Dozens of other people, including civilians, were wounded in the attack, which occurred outside a camp used by a local security force organized by the Saudi-led coalition fighting Houthi rebels.
Islamist terrorists have exploited a civil war that began in 2015 to try to expand their influence and gain a foothold in the impoverished country located in the southern Arabian Peninsula, near the world’s top oil exporter, Saudi Arabia.
Witnesses described a huge explosion that shook the al-Mansoura district in northern Aden, destroying at least one building and shattering windows in others. A plume of smoke rose over the area.
Ambulances raced to the scene to evacuate the wounded. Pictures circulating on social media showed several young men in military uniform being carried away in bandages.
Residents said two suicide bombers carried out the attack. But Islamic state, which claimed responsibility for the attack, said only one bomber was involved and identified him as Abu Hajar al-Adani.
The group said Adani targeted the operations room of the “apostate Security Belt,” destroying it and killing and wounding all those inside it.
The Security Belt was set up by the United Arab Emirates, a key member of the Saudi-led coalition that has been fighting the Iran-aligned Houthis since they advanced on Aden in 2015, forcing President Abd-Rabbu Mansour Hadi to flee to Saudi Arabia.
The civil war between the Iran-aligned Houthis and the internationally recognized Hadi government has killed more than 10,000 people and displaced more than two million. The war drags on with no sign that it will end soon.
Tuesday’s attack was the second of its kind in Aden this month. On November 5, a car bomber blew himself up at a security checkpoint, killing 15 people and wounding at least 20. Islamic State also claimed responsibility for that assault but provided no evidence it was involved.
Meanwhile, the UN aid coordinator, on Tuesday, called on the Saudi-led coalition to open all Yemen’s seaports urgently, saying millions of lives were at risk.
The Saudi-led coalition fighting Yemen’s Houthi movement said last week it had closed all air, land and seaports in Yemen to stem what it said was the flow of arms to the Houthis from Iran.
“We have some 21 million people needing assistance and seven million of those are in famine-like conditions and rely completely on food aid,” said UN humanitarian coordinator for Yemen Jamie McGoldrick.
“The continued closure by the Saudi-led coalition of critical seaports and airports is aggravating an already dire humanitarian situation. I think it poses a critical threat to the lives of millions who are already struggling to survive.”
McGoldrick was speaking to reporters in Geneva by phone from Amman because, he said, flights into Sanaa were blocked.
“The humanitarian impact of what is happening right now is unimaginable,” he said.

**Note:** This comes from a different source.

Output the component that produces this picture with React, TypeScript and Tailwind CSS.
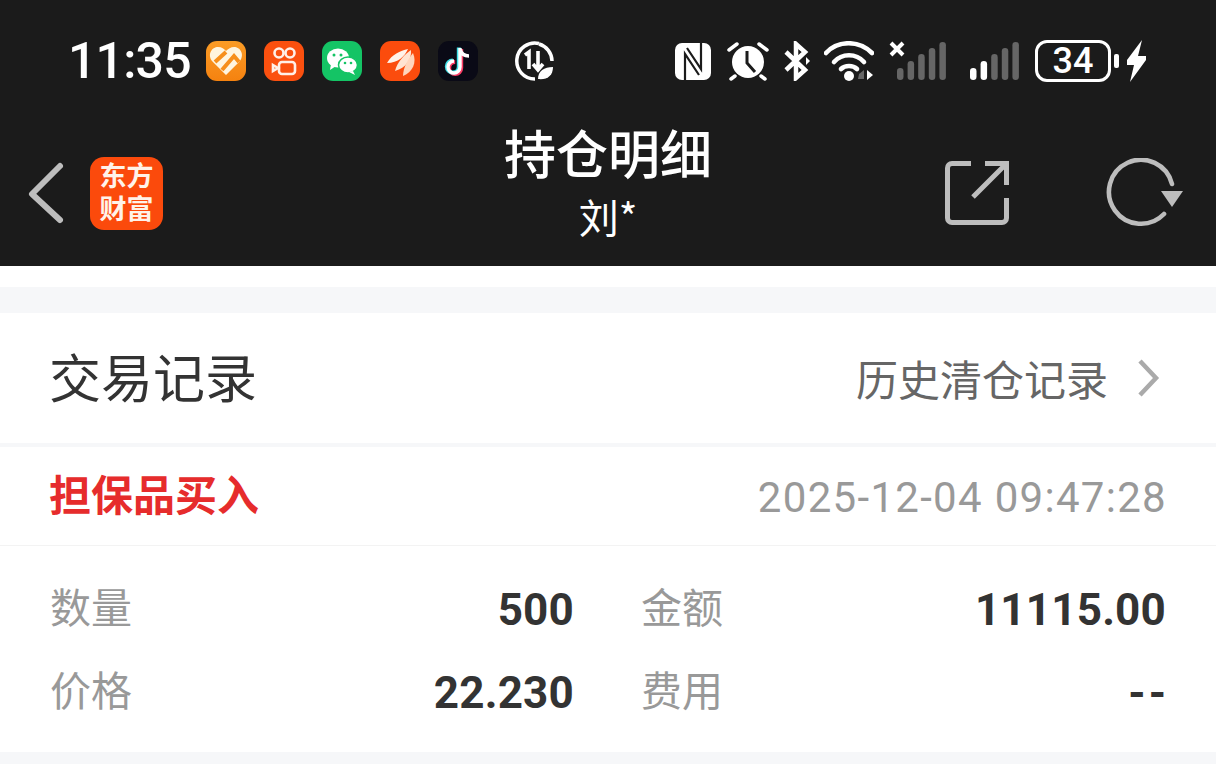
import React from 'react';

const CJK = "font-['Noto_Sans_CJK_SC',sans-serif]";

function AppTile({ bg, children }: { bg: string; children: React.ReactNode }) {
  return (
    <div className={`w-10 h-10 rounded-[11px] flex items-center justify-center ${bg}`}>
      <svg viewBox="0 0 40 40" className="w-10 h-10">{children}</svg>
    </div>
  );
}

function StatusLeft() {
  return (
    <div className="flex items-center">
      <span className="w-[136px] text-[50px] leading-[42px] font-medium font-['Roboto',sans-serif] text-white tracking-[-0.8px] -indent-[2px]">11:35</span>
      <div className="flex gap-[18px]">
        <AppTile bg="bg-gradient-to-b from-[#fb9c25] to-[#f5820f]">
          <path d="M20 34 L6 20 C1 13 6 6 12 6 C16 6 18 8 20 10 C22 8 25 6 28 6 C34 6 39 13 34 20 Z" fill="#fff5df" />
          <path d="M9 21 L20 11 M16 29 L28 15 L33 21" stroke="#f78f1b" strokeWidth="4" fill="none" />
        </AppTile>
        <AppTile bg="bg-[#fb500f]">
          <g fill="none" stroke="#fff0e8" strokeWidth="2.6">
            <circle cx="15" cy="12" r="4.5" />
            <circle cx="26" cy="12" r="4.5" />
            <rect x="15" y="21" width="16" height="12" rx="3" />
            <path d="M9 24 L14 27 L9 30 Z" />
          </g>
        </AppTile>
        <AppTile bg="bg-[#14c465]">
          <ellipse cx="16" cy="17" rx="11" ry="9.5" fill="#fff" />
          <path d="M9 23 L8 29 L14 25 Z" fill="#fff" />
          <ellipse cx="26" cy="24" rx="9.5" ry="8" fill="#fff" stroke="#14c465" strokeWidth="1.5" />
          <path d="M31 30 L33 34 L27 31 Z" fill="#fff" />
          <circle cx="12" cy="14" r="1.5" fill="#14c465" />
          <circle cx="19" cy="14" r="1.5" fill="#14c465" />
          <circle cx="23" cy="22" r="1.3" fill="#14c465" />
          <circle cx="29" cy="22" r="1.3" fill="#14c465" />
        </AppTile>
        <AppTile bg="bg-[#fb4c0d]">
          <path d="M7 22 C12 13 20 10 28 8 C25 15 18 22 7 22 Z" fill="#fff3ea" />
          <path d="M15 30 C17 21 25 13 31 9 C32 18 26 27 15 30 Z" fill="#ffe4d2" />
          <path d="M23 35 C23 26 29 17 33 12 C37 21 33 31 23 35 Z" fill="#ffd6bd" />
        </AppTile>
        <AppTile bg="bg-[#0a0a16]">
          <path d="M22 7 V26 A6 6 0 1 1 16 20" fill="none" stroke="#fb3d66" strokeWidth="4" transform="translate(1.2 1)" />
          <path d="M22 7 V26 A6 6 0 1 1 16 20" fill="none" stroke="#40e0e8" strokeWidth="4" transform="translate(-1.2 -0.5)" />
          <path d="M22 7 V26 A6 6 0 1 1 16 20 M22 8 C23 12 26 15 31 15" fill="none" stroke="#fff" strokeWidth="3.4" />
        </AppTile>
      </div>
      <svg viewBox="0 0 40 40" className="w-10 h-10 ml-[36px]">
        <path d="M25 2.5 A18 18 0 1 0 21 38" fill="none" stroke="#fff" strokeWidth="3.5" />
        <path d="M25 3 A18 18 0 0 1 38 20" fill="none" stroke="#fff" strokeWidth="3.5" />
        <path d="M11 14 L15 11 V28 M24 10 V28 M19 23 L24 29 L29 23" fill="none" stroke="#fff" strokeWidth="3.6" />
        <path d="M24 38 C24 30 30 26 39 26 C39 35 33 39 24 38 Z" fill="#fff" />
      </svg>
    </div>
  );
}

function Bars({ lit }: { lit: number }) {
  const heights = [12, 19, 26, 32, 38];
  return (
    <svg viewBox="0 0 50 40" className="w-[50px] h-10">
      {heights.map((h, i) => (
        <rect key={i} x={i * 10.6} y={39 - h} width="6.5" height={h} rx="3.2" fill={i < lit ? '#fff' : '#666'} />
      ))}
    </svg>
  );
}

function StatusRight() {
  return (
    <div className="flex items-center">
      <svg viewBox="0 0 36 37" className="w-9 h-[37px]">
        <rect x="0" y="0" width="36" height="37" rx="7" fill="#fff" />
        <path d="M10 37 V11 L24 32" fill="none" stroke="#1b1b1b" strokeWidth="2.2" />
        <path d="M26 0 V26 L12 5" fill="none" stroke="#1b1b1b" strokeWidth="2.2" />
      </svg>
      <svg viewBox="0 0 42 40" className="w-[42px] h-10 ml-[16px]">
        <circle cx="21" cy="21" r="16" fill="#fff" />
        <path d="M20 10 V22 L28 31" fill="none" stroke="#1b1b1b" strokeWidth="3" />
        <path d="M2 9 L10 3 M32 3 L40 9 M8 35 L4 38 M34 35 L38 38" stroke="#fff" strokeWidth="3.5" strokeLinecap="round" />
      </svg>
      <svg viewBox="0 0 28 40" className="w-7 h-10 ml-[14px]">
        <path d="M3 11 L22 29 L13 37 V3 L22 11 L3 29" fill="none" stroke="#fff" strokeWidth="4.5" />
        <path d="M23 16 L27 20 L23 24 Z" fill="#fff" />
      </svg>
      <svg viewBox="0 0 50 40" className="w-[50px] h-10 ml-[13px]">
        <path d="M2 12 C14 -1 35 -1 48 12" fill="none" stroke="#fff" strokeWidth="4.6" strokeLinecap="round" />
        <path d="M10 21 C18 12 32 12 40 21" fill="none" stroke="#fff" strokeWidth="4.6" strokeLinecap="round" />
        <path d="M17 28 C21 24 29 24 33 28" fill="none" stroke="#fff" strokeWidth="4.6" strokeLinecap="round" />
        <circle cx="25" cy="35" r="5" fill="#fff" />
        <path d="M35 33 L40 29 V38 H34 Z" fill="#666" />
        <path d="M43 29 V39 L49 34 Z" fill="#fff" />
      </svg>
      <div className="relative ml-[23px]">
        <Bars lit={0} />
        <svg viewBox="0 0 16 16" className="absolute top-0 -left-2 w-4 h-4">
          <path d="M2 2 L14 14 M14 2 L2 14" stroke="#fff" strokeWidth="4" />
        </svg>
      </div>
      <div className="ml-[23px]"><Bars lit={2} /></div>
      <div className="ml-[15px] w-[76px] h-[42px] rounded-[12px] border-[3px] border-white flex items-center justify-center">
        <span className="text-[36px] leading-none font-medium text-white font-['Roboto',sans-serif]">34</span>
      </div>
      <div className="ml-[3px] w-[5px] h-[14px] rounded-[2px] bg-white" />
      <svg viewBox="0 0 19 42" className="w-[19px] h-[42px] ml-[8px]">
        <path d="M15 0 L0 20 V25 H7 L3 42 L19 20 V16 H11 L15 0 Z" fill="#fff" />
      </svg>
    </div>
  );
}

const rows = [
  ['数量', '500'],
  ['金额', '11115.00'],
  ['价格', '22.230'],
  ['费用', '--'],
];

export default function App() {
  return (
    <div className={`w-[1216px] h-[764px] overflow-hidden bg-[#f6f7f9] ${CJK}`}>
      <div className="h-[266px] bg-[#1b1b1b] flex flex-col">
        <div className="h-[120px] pt-[40px] pl-[70px] pr-[70px] flex items-start justify-between">
          <StatusLeft />
          <StatusRight />
        </div>
        <div className="relative flex-1 flex items-start">
          <svg viewBox="0 0 40 64" className="w-10 h-16 ml-[27px] mt-[41px]">
            <path d="M33 5 L5 33 L33 59" fill="none" stroke="#bdbdbd" strokeWidth="6" strokeLinecap="round" strokeLinejoin="round" />
          </svg>
          <div className="ml-[23px] mt-[37px] w-[73px] h-[73px] pb-[6px] rounded-[14px] bg-[#fb4a0c] flex flex-col items-center justify-center text-[#fff3ea] text-[27px] leading-[33px] font-bold">
            <span>东方</span>
            <span>财富</span>
          </div>
          <div className="absolute left-0 right-0 -top-[3px] flex flex-col items-center text-white">
            <span className="text-[52px] leading-[70px] font-medium">持仓明细</span>
            <span className="text-[40px] leading-[52px] mt-[3px]">刘*</span>
          </div>
          <div className="ml-auto mr-[32px] mt-[41px] flex items-start">
            <svg viewBox="0 0 64 64" className="w-16 h-16">
              <path d="M26 2.5 H7 A4.5 4.5 0 0 0 2.5 7 V57 A4.5 4.5 0 0 0 7 61.5 H57 A4.5 4.5 0 0 0 61.5 57 V37 M40 2.5 H61.5 V24 M61.5 2.5 L28 36" fill="none" stroke="#bdbdbd" strokeWidth="5" />
            </svg>
            <svg viewBox="0 0 78 70" className="w-[78px] h-[70px] ml-[97px] -mt-[3px]">
              <path d="M58 56 A32 32 0 1 1 66 26" fill="none" stroke="#bdbdbd" strokeWidth="4.6" strokeLinecap="round" />
              <path d="M55 33 H77 L66 49 Z" fill="#bdbdbd" />
            </svg>
          </div>
        </div>
      </div>
      <div className="h-[21px] bg-white" />
      <div className="h-[26px]" />
      <div className="bg-white">
        <div className="h-[130px] flex items-center justify-between pl-[50px] pr-[56px]">
          <span className="text-[52px] leading-none text-[#333] -ml-px pb-[5px]">交易记录</span>
          <div className="flex items-center">
            <span className="text-[42px] leading-none text-[#666]">历史清仓记录</span>
            <svg viewBox="0 0 24 40" className="w-6 h-10 ml-[28px]">
              <path d="M4 3 L20 20 L4 37" fill="none" stroke="#aaa" strokeWidth="4.5" />
            </svg>
          </div>
        </div>
        <div className="h-[4px] bg-[#f6f7f9]" />
        <div className="h-[99px] flex items-center justify-between pl-[50px] pr-[50px] border-b border-[#f3f3f3]">
          <span className="text-[42px] leading-none font-bold text-[#e62c2c] -ml-px pb-[6px]">担保品买入</span>
          <span className="text-[42px] leading-none text-[#999] font-['Roboto',sans-serif] tracking-[1.3px] -mr-px pt-1">2025-12-04 09:47:28</span>
        </div>
        <div className="h-[206px] pt-[21px] pl-[50px] pr-[50px] grid grid-cols-[524px_1fr] auto-rows-[83px] gap-x-[67px]">
          {rows.map(([label, value]) => (
            <div key={label} className="flex items-center justify-between">
              <span className="text-[41px] leading-none text-[#999] pb-[6px]">{label}</span>
              <span className={`text-[44px] leading-none font-bold text-[#333] font-['Roboto',sans-serif] pt-[2px] ${value === '--' ? 'tracking-[3px] -mr-[3px]' : 'tracking-[0.2px]'}`}>{value}</span>
            </div>
          ))}
        </div>
      </div>
    </div>
  );
}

The Saudi-led coalition has said it will keep Hodeidah port closed until a UN verification program is reviewed to ensure no weapons reach the Houthis.

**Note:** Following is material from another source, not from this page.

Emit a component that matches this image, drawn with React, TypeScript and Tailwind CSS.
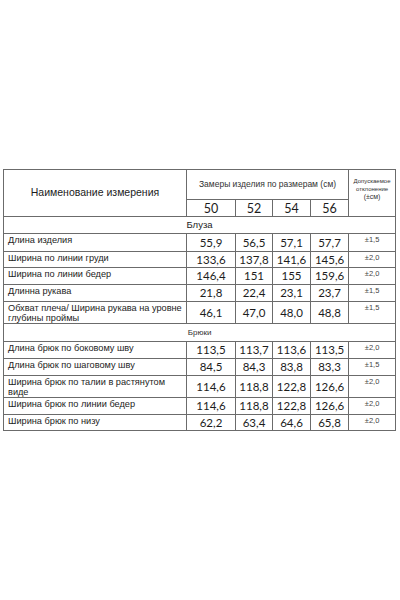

Iran denies arming the Houthis and blames the two-and-a-half-year conflict in Yemen on Riyadh.
McGoldrick said the Saudi plan to supply Yemen through the Saudi port of Jizan in the North and Aden in the South was too complicated, dangerous, slow and expensive, adding an estimated $30 per ton to every shipment.
“We would ask that the coalition opens all the seaports as a matter of urgency and allows humanitarian and other supplies to move, as well as the movement of aid workers,” he said.
Humanitarian agencies had been successful in preventing famine and tackling a cholera outbreak that has sickened more than 900,000 people in six months and killed more than 2,200.
“This import blockage will reverse those gains and leave millions of people in a very precarious situation as we move ahead. The humanitarians are just holding things together, waiting for a peace process which is very much in the distance.”
The north of the country, home to 78% of the population, had 20 days of diesel stocks, which are crucial for pumping water and fighting cholera, and 10 days of gasoline stocks, with no prospect of resupply soon, he said.
Yemen had commercial wheat stocks for three months for the entire population of 28 million, and about 120 days of rice.
The UN children’s agency UNICEF had only three weeks of vaccine supplies left in Yemen, Both it and the World Health Organization had shipments of essential medicines and vaccines blocked in Djibouti, McGoldrick said.
Yemen’s national airline said on Tuesday a commercial flight had landed at Aden international airport after acquiring security permits.
A DAMAGED MOSQUE stands near the site of yesterday’s suicide car-bomb attack outside a police camp in Aden, Yemen.